- [TASK REQUIREMENTS] Reproduce every line of the material below, but drop the pictures.

- [RECORDED INFORMATION]
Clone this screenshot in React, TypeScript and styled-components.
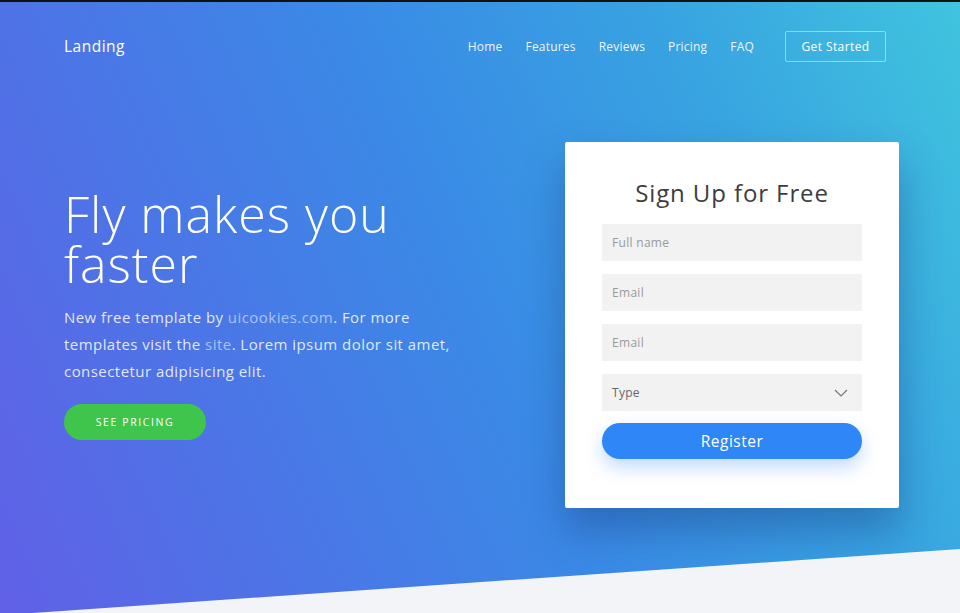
import React from "react";
import styled, { createGlobalStyle } from "styled-components";

const GlobalStyle = createGlobalStyle`
  html, body { margin: 0; padding: 0; background: #111; }
  body { font-family: "Open Sans", "DejaVu Sans", sans-serif; }
  * { box-sizing: border-box; }
`;

const Page = styled.div`
  width: 960px;
  height: 613px;
  border-top: 2px solid #111;
  overflow: hidden;
`;

const Hero = styled.section`
  position: relative;
  height: 611px;
  background: linear-gradient(66deg, #6160e6 0%, #4d74e6 24%, #3a8ae6 50%, #38a4e1 76%, #40c4de 100%);
  overflow: hidden;
`;

const Slant = styled.div`
  position: absolute;
  left: 0;
  right: 0;
  bottom: 0;
  height: 64px;
  background: #f3f4f8;
  clip-path: polygon(33px 100%, 100% 0, 100% 100%);
`;

const Nav = styled.nav`
  height: 88px;
  display: flex;
  align-items: center;
  justify-content: space-between;
  padding: 0 74px 0 64px;
`;

const Brand = styled.a`
  color: #fff;
  font-size: 15.5px;
  font-weight: 500;
  letter-spacing: 0.5px;
  text-decoration: none;
`;

const Links = styled.div`
  display: flex;
  align-items: center;
  gap: 23px;
`;

const NavLink = styled.a`
  color: rgba(255, 255, 255, 0.92);
  font-size: 12px;
  letter-spacing: 0.2px;
  text-decoration: none;
`;

const OutlineButton = styled.a`
  margin-left: 8px;
  width: 101px;
  height: 31px;
  display: flex;
  align-items: center;
  justify-content: center;
  border: 1px solid rgba(255, 255, 255, 0.45);
  border-radius: 2px;
  color: #fff;
  font-size: 12px;
  letter-spacing: 0.4px;
  text-decoration: none;
`;

const Main = styled.div`
  display: flex;
  justify-content: space-between;
  padding: 52px 61px 0 64px;
`;

const Intro = styled.div`
  width: 400px;
  padding-top: 47px;
`;

const Heading = styled.h1`
  margin: 0;
  color: #fff;
  font-size: 50px;
  line-height: 50px;
  font-weight: 300;
  letter-spacing: 1px;
`;

const Lead = styled.p`
  margin: 15px 0 0;
  color: rgba(255, 255, 255, 0.85);
  font-size: 15px;
  line-height: 27px;
  letter-spacing: 0.45px;
`;

const SoftLink = styled.a`
  color: rgba(255, 255, 255, 0.55);
  text-decoration: none;
`;

const PillButton = styled.a`
  margin-top: 19px;
  width: 142px;
  height: 36px;
  display: flex;
  align-items: center;
  justify-content: center;
  border-radius: 18px;
  background: #3fc54c;
  color: #fff;
  font-size: 10.5px;
  font-weight: 500;
  letter-spacing: 1.6px;
  text-transform: uppercase;
  text-decoration: none;
`;

const Card = styled.form`
  width: 334px;
  height: 366px;
  background: #fff;
  border-radius: 2px;
  box-shadow: 0 22px 40px rgba(20, 40, 110, 0.35);
  padding: 36px 37px 0;
  display: flex;
  flex-direction: column;
`;

const CardTitle = styled.h2`
  margin: 0 0 16px;
  text-align: center;
  color: #3d3d3d;
  font-size: 24px;
  line-height: 30px;
  font-weight: 400;
  letter-spacing: 0.9px;
`;

const Fields = styled.div`
  display: flex;
  flex-direction: column;
  gap: 13px;
`;

const Field = styled.input`
  width: 100%;
  height: 37px;
  border: none;
  outline: none;
  background: #f2f2f2;
  border-radius: 1px;
  padding: 0 10px;
  font-family: inherit;
  font-size: 12px;
  letter-spacing: 0.3px;
  color: #555;
  &::placeholder { color: #9a9a9a; }
`;

const SelectBox = styled.div`
  width: 100%;
  height: 37px;
  background: #f2f2f2;
  border-radius: 1px;
  padding: 0 14px 0 10px;
  display: flex;
  align-items: center;
  justify-content: space-between;
  font-size: 12px;
  letter-spacing: 0.3px;
  color: #666;
`;

const Register = styled.button`
  margin-top: 12px;
  width: 100%;
  height: 36px;
  border: none;
  border-radius: 18px;
  background: #2e86f7;
  color: #fff;
  font-family: inherit;
  font-size: 15.5px;
  letter-spacing: 0.5px;
  box-shadow: 0 8px 18px rgba(46, 134, 247, 0.3);
  cursor: pointer;
`;

const Chevron = () => (
  <svg width="14" height="8" viewBox="0 0 14 8" fill="none">
    <polyline points="1,1 7,7 13,1" stroke="#777" strokeWidth="1.2" />
  </svg>
);

export default function App() {
  return (
    <>
      <GlobalStyle />
      <Page>
        <Hero>
          <Nav>
            <Brand href="#">Landing</Brand>
            <Links>
              <NavLink href="#">Home</NavLink>
              <NavLink href="#">Features</NavLink>
              <NavLink href="#">Reviews</NavLink>
              <NavLink href="#">Pricing</NavLink>
              <NavLink href="#">FAQ</NavLink>
              <OutlineButton href="#">Get Started</OutlineButton>
            </Links>
          </Nav>
          <Main>
            <Intro>
              <Heading>
                Fly makes you
                <br />
                faster
              </Heading>
              <Lead>
                New free template by <SoftLink href="#">uicookies.com</SoftLink>. For more templates visit the{" "}
                <SoftLink href="#">site</SoftLink>. Lorem ipsum dolor sit amet, consectetur adipisicing elit.
              </Lead>
              <PillButton href="#">See Pricing</PillButton>
            </Intro>
            <Card onSubmit={(e) => e.preventDefault()}>
              <CardTitle>Sign Up for Free</CardTitle>
              <Fields>
                <Field placeholder="Full name" />
                <Field placeholder="Email" />
                <Field placeholder="Email" />
                <SelectBox>
                  <span>Type</span>
                  <Chevron />
                </SelectBox>
              </Fields>
              <Register type="submit">Register</Register>
            </Card>
          </Main>
          <Slant />
        </Hero>
      </Page>
    </>
  );
}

- [EXPECTED ANSWER]
Clone this screenshot in React, TypeScript and styled-components.
import React from "react";
import styled, { createGlobalStyle } from "styled-components";

const GlobalStyle = createGlobalStyle`
  html, body { margin: 0; padding: 0; background: #111; }
  body { font-family: "Open Sans", "DejaVu Sans", sans-serif; }
  * { box-sizing: border-box; }
`;

const Page = styled.div`
  width: 960px;
  height: 613px;
  border-top: 2px solid #111;
  overflow: hidden;
`;

const Hero = styled.section`
  position: relative;
  height: 611px;
  background: linear-gradient(66deg, #6160e6 0%, #4d74e6 24%, #3a8ae6 50%, #38a4e1 76%, #40c4de 100%);
  overflow: hidden;
`;

const Slant = styled.div`
  position: absolute;
  left: 0;
  right: 0;
  bottom: 0;
  height: 64px;
  background: #f3f4f8;
  clip-path: polygon(33px 100%, 100% 0, 100% 100%);
`;

const Nav = styled.nav`
  height: 88px;
  display: flex;
  align-items: center;
  justify-content: space-between;
  padding: 0 74px 0 64px;
`;

const Brand = styled.a`
  color: #fff;
  font-size: 15.5px;
  font-weight: 500;
  letter-spacing: 0.5px;
  text-decoration: none;
`;

const Links = styled.div`
  display: flex;
  align-items: center;
  gap: 23px;
`;

const NavLink = styled.a`
  color: rgba(255, 255, 255, 0.92);
  font-size: 12px;
  letter-spacing: 0.2px;
  text-decoration: none;
`;

const OutlineButton = styled.a`
  margin-left: 8px;
  width: 101px;
  height: 31px;
  display: flex;
  align-items: center;
  justify-content: center;
  border: 1px solid rgba(255, 255, 255, 0.45);
  border-radius: 2px;
  color: #fff;
  font-size: 12px;
  letter-spacing: 0.4px;
  text-decoration: none;
`;

const Main = styled.div`
  display: flex;
  justify-content: space-between;
  padding: 52px 61px 0 64px;
`;

const Intro = styled.div`
  width: 400px;
  padding-top: 47px;
`;

const Heading = styled.h1`
  margin: 0;
  color: #fff;
  font-size: 50px;
  line-height: 50px;
  font-weight: 300;
  letter-spacing: 1px;
`;

const Lead = styled.p`
  margin: 15px 0 0;
  color: rgba(255, 255, 255, 0.85);
  font-size: 15px;
  line-height: 27px;
  letter-spacing: 0.45px;
`;

const SoftLink = styled.a`
  color: rgba(255, 255, 255, 0.55);
  text-decoration: none;
`;

const PillButton = styled.a`
  margin-top: 19px;
  width: 142px;
  height: 36px;
  display: flex;
  align-items: center;
  justify-content: center;
  border-radius: 18px;
  background: #3fc54c;
  color: #fff;
  font-size: 10.5px;
  font-weight: 500;
  letter-spacing: 1.6px;
  text-transform: uppercase;
  text-decoration: none;
`;

const Card = styled.form`
  width: 334px;
  height: 366px;
  background: #fff;
  border-radius: 2px;
  box-shadow: 0 22px 40px rgba(20, 40, 110, 0.35);
  padding: 36px 37px 0;
  display: flex;
  flex-direction: column;
`;

const CardTitle = styled.h2`
  margin: 0 0 16px;
  text-align: center;
  color: #3d3d3d;
  font-size: 24px;
  line-height: 30px;
  font-weight: 400;
  letter-spacing: 0.9px;
`;

const Fields = styled.div`
  display: flex;
  flex-direction: column;
  gap: 13px;
`;

const Field = styled.input`
  width: 100%;
  height: 37px;
  border: none;
  outline: none;
  background: #f2f2f2;
  border-radius: 1px;
  padding: 0 10px;
  font-family: inherit;
  font-size: 12px;
  letter-spacing: 0.3px;
  color: #555;
  &::placeholder { color: #9a9a9a; }
`;

const SelectBox = styled.div`
  width: 100%;
  height: 37px;
  background: #f2f2f2;
  border-radius: 1px;
  padding: 0 14px 0 10px;
  display: flex;
  align-items: center;
  justify-content: space-between;
  font-size: 12px;
  letter-spacing: 0.3px;
  color: #666;
`;

const Register = styled.button`
  margin-top: 12px;
  width: 100%;
  height: 36px;
  border: none;
  border-radius: 18px;
  background: #2e86f7;
  color: #fff;
  font-family: inherit;
  font-size: 15.5px;
  letter-spacing: 0.5px;
  box-shadow: 0 8px 18px rgba(46, 134, 247, 0.3);
  cursor: pointer;
`;

const Chevron = () => (
  <svg width="14" height="8" viewBox="0 0 14 8" fill="none">
    <polyline points="1,1 7,7 13,1" stroke="#777" strokeWidth="1.2" />
  </svg>
);

export default function App() {
  return (
    <>
      <GlobalStyle />
      <Page>
        <Hero>
          <Nav>
            <Brand href="#">Landing</Brand>
            <Links>
              <NavLink href="#">Home</NavLink>
              <NavLink href="#">Features</NavLink>
              <NavLink href="#">Reviews</NavLink>
              <NavLink href="#">Pricing</NavLink>
              <NavLink href="#">FAQ</NavLink>
              <OutlineButton href="#">Get Started</OutlineButton>
            </Links>
          </Nav>
          <Main>
            <Intro>
              <Heading>
                Fly makes you
                <br />
                faster
              </Heading>
              <Lead>
                New free template by <SoftLink href="#">uicookies.com</SoftLink>. For more templates visit the{" "}
                <SoftLink href="#">site</SoftLink>. Lorem ipsum dolor sit amet, consectetur adipisicing elit.
              </Lead>
              <PillButton href="#">See Pricing</PillButton>
            </Intro>
            <Card onSubmit={(e) => e.preventDefault()}>
              <CardTitle>Sign Up for Free</CardTitle>
              <Fields>
                <Field placeholder="Full name" />
                <Field placeholder="Email" />
                <Field placeholder="Email" />
                <SelectBox>
                  <span>Type</span>
                  <Chevron />
                </SelectBox>
              </Fields>
              <Register type="submit">Register</Register>
            </Card>
          </Main>
          <Slant />
        </Hero>
      </Page>
    </>
  );
}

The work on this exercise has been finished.